RIEN QUE LA VÉRITÉ - Selon une très sérieuse étude, les enfants à qui les parents ont fréquemment menti au cours de l'enfance auraient tendance à être plus manipulateurs à l'âge adulte.
Mentir à ses enfants aurait des répercussions sur le mental et des conséquences notables sur leur comportement une fois adulte. C'est ce que révèle une étude réalisée par des chercheurs de l’Université nationale de Singapour en collaboration avec les universités de Toronto (Canada), de San Diego (États-Unis) et du Zhejiang (Chine), publiée récemment dans la revue The Journal of Experimental Child Psychology.

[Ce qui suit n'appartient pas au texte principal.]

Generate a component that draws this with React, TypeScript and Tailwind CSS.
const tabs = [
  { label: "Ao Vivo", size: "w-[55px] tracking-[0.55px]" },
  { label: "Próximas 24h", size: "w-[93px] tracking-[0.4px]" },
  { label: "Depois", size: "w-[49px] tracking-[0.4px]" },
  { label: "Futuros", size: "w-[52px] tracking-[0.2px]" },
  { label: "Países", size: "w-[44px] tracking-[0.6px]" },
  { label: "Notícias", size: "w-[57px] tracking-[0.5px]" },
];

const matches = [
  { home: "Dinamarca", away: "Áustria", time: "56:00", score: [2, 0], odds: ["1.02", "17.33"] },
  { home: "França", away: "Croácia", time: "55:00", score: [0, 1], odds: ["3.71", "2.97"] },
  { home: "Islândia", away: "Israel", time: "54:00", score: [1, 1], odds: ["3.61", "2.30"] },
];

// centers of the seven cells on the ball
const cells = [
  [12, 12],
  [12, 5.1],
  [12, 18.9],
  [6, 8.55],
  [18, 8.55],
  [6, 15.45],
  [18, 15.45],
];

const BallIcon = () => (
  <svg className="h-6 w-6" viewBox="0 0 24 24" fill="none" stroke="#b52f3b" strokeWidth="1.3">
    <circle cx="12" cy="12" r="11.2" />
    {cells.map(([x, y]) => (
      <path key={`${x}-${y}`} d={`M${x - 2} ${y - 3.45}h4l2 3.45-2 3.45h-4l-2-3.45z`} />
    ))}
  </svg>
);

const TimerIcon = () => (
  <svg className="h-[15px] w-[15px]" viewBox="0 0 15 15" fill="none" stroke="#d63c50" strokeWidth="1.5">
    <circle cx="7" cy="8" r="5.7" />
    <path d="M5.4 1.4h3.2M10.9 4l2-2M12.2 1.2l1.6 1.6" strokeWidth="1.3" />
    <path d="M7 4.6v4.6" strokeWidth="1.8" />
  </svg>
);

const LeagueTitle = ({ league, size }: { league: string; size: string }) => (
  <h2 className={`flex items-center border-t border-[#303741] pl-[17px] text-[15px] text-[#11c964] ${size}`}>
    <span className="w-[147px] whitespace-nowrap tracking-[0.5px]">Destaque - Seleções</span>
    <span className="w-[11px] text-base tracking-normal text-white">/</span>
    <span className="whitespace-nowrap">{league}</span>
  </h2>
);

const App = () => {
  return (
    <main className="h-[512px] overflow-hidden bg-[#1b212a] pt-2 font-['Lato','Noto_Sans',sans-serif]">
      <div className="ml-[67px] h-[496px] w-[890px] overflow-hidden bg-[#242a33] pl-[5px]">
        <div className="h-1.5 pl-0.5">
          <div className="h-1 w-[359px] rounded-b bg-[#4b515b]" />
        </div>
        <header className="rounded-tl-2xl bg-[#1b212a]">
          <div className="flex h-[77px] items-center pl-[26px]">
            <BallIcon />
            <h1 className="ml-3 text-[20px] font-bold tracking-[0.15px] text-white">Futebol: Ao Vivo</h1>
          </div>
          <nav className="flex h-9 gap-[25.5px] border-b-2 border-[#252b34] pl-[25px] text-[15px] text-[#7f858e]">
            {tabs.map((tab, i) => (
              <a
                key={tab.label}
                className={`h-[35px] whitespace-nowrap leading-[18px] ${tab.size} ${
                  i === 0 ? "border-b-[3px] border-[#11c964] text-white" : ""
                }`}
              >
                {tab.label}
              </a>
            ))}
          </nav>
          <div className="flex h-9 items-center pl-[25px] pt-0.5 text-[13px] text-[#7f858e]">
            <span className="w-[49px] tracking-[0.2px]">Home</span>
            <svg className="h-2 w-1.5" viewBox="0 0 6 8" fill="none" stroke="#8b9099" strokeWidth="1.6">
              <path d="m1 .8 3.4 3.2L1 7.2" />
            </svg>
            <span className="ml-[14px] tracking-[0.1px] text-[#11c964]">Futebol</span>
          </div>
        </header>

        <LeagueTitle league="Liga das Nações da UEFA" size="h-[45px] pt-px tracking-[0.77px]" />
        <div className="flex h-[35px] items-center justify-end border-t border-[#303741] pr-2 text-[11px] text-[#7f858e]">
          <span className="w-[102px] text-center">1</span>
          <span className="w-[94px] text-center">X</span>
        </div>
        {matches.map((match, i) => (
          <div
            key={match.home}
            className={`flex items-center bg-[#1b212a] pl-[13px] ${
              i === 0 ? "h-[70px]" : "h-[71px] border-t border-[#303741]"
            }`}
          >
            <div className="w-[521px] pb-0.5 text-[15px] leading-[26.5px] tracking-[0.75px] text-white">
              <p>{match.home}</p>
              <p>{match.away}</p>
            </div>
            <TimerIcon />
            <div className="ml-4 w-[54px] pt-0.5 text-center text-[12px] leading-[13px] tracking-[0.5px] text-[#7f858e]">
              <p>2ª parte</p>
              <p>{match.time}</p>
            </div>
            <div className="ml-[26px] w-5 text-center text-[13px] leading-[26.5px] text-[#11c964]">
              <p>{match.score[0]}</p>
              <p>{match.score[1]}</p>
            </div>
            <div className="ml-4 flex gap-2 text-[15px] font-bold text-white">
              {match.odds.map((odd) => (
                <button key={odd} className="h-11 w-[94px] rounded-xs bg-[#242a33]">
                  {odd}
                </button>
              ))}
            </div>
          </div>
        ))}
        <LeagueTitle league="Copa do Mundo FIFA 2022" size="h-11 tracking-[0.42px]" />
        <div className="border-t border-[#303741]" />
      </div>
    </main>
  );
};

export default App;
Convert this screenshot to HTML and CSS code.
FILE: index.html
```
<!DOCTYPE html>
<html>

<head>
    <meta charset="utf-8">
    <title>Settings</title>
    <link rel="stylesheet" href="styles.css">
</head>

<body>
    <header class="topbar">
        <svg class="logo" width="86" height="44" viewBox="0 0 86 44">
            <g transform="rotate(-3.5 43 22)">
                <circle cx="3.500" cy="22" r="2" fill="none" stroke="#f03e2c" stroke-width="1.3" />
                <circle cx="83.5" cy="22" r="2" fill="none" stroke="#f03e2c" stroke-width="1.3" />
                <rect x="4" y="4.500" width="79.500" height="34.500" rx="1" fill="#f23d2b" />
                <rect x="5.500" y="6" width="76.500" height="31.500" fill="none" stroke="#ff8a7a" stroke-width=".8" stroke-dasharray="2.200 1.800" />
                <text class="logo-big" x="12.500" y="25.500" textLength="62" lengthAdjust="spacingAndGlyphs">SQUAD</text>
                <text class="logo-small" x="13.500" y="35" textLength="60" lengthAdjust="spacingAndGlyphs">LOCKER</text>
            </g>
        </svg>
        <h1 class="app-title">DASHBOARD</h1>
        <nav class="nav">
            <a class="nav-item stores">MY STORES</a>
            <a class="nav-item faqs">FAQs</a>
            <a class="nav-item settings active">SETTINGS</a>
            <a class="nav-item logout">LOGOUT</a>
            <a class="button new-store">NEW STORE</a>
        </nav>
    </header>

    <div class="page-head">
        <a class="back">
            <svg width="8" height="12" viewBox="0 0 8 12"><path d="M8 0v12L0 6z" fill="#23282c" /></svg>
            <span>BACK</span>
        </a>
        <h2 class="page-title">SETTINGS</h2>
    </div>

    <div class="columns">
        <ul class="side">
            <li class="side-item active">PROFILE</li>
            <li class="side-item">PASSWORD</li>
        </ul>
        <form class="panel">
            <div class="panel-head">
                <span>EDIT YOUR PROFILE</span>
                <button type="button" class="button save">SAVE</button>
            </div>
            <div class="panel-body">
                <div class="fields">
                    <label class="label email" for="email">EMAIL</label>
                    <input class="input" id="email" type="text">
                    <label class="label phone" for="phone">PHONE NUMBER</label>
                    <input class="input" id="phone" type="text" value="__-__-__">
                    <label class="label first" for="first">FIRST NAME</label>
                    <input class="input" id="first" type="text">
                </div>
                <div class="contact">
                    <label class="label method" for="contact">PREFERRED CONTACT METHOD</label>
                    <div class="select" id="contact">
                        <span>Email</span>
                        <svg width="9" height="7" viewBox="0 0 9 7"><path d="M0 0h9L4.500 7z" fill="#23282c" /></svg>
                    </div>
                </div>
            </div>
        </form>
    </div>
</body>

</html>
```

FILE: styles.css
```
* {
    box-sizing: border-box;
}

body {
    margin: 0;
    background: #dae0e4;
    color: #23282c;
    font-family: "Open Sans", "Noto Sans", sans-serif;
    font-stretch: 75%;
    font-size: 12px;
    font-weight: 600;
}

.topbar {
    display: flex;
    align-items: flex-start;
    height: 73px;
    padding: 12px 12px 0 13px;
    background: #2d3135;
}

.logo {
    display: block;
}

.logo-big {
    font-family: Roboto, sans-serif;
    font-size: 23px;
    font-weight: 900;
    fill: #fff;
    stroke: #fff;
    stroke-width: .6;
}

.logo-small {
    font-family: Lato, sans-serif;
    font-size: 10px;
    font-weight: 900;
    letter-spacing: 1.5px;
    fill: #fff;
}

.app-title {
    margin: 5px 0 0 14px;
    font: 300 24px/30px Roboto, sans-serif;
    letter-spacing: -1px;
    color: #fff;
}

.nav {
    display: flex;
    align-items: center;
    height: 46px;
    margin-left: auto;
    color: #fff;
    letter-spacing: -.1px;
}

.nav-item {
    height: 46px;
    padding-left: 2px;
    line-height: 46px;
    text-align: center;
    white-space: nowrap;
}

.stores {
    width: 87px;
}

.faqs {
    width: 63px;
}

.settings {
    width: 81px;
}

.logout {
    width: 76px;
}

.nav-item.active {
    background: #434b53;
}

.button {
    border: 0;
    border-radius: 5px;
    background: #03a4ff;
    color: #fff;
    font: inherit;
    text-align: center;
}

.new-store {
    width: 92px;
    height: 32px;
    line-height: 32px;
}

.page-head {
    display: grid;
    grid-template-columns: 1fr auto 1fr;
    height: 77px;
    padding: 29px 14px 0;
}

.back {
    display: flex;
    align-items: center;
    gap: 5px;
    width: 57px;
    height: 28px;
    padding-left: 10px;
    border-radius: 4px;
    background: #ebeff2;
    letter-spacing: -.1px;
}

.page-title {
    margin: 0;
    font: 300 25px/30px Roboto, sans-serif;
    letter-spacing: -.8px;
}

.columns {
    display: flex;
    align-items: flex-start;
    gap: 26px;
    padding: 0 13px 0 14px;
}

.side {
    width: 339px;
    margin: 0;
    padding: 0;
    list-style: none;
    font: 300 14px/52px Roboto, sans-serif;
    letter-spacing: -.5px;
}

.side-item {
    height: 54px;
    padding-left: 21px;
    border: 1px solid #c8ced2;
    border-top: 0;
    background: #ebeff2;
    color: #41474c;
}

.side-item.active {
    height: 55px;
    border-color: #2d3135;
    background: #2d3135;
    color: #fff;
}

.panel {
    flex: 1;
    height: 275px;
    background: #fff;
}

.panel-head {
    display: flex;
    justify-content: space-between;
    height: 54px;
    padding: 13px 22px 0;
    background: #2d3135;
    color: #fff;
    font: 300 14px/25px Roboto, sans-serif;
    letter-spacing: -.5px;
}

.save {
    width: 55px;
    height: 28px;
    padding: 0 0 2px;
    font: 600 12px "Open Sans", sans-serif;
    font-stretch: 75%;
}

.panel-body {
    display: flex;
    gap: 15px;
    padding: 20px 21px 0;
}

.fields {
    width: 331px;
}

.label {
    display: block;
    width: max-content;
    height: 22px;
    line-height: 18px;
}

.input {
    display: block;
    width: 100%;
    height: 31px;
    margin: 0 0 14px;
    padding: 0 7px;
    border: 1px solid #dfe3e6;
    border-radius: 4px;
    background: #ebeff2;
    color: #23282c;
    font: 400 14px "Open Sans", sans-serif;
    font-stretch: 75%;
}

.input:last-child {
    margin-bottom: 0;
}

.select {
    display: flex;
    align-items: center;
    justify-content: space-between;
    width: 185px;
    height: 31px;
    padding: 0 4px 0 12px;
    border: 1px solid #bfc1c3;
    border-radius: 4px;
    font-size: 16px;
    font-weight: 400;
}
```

Le principe de cette étude est simple : interroger 379 jeunes adultes âgés de 21 ans en moyenne en les soumettant à quatre questionnaires avec des angles précis. Dans le premier, on leur a demandé d'indiquer la fréquence à laquelle ils estimaient que leurs parents leur avaient menti lorsqu’ils étaient enfants, avec des répliques du genre "si tu ne viens pas avec moi maintenant, je te laisserai ici tout seul" ou "Je n'ai pas pris mon portefeuille sur moi, nous reviendrons un autre jour". Dans un second, la fréquence à laquelle les participants mentent aujourd'hui à leurs parents. Avant les deux derniers questionnaires consacrés aux comportements prosociaux des sondés, soit leur propension à mentir et/ou à se comporter de façon égoïste et impulsive en société.
En analysant les résultats, les chercheurs se sont rendus compte que les jeunes adultes dont les parents se sont comportés comme de fieffés menteurs pendant leur tendre enfance étaient largement plus susceptibles d'adopter socialement un comportement intrusif et manipulateur.
Quand le mensonge devient menace affective
Pour Peipei Setoh, professeure assistante à l'École des sciences sociales de l'université nationale de Singapour (NTU) et autrice principale de l'étude, ces résultats inspirent comme réflexion que les parents "devraient être conscients de ces implications potentielles et envisager des alternatives au mensonge". En d'autres termes, "parents, mentez moins, ou alors mentez différemment".
Peut-être aurait-il fallu demander aux parents incriminés des jeunes adultes, ceux qui ont menti par le passé, pourquoi ils ont fait montre de telles ruses à l'égard de leur progéniture. Reste que cette étude donne à mesurer l'ampleur des conséquences d'un mensonge chez un enfant, a fortiori quand il est angoissant comme le très fréquent "Si tu ne viens pas tout de suite, je te laisse seul au parc". Pour Dana Castro, psychologue clinicienne et auteure de "Petits silences, petits mensonges" (Albin Michel, 2012), répondant à la question du mensonge du parent pour le site MagicMaman : "Plus qu’un mensonge, il s’agit d’une menace, d’un chantage qui joue sur la peur. Or la peur n’est pas un bon outil éducatif. L’enfant va obéir parce qu’il a peur, non parce qu’il comprend l’enjeu."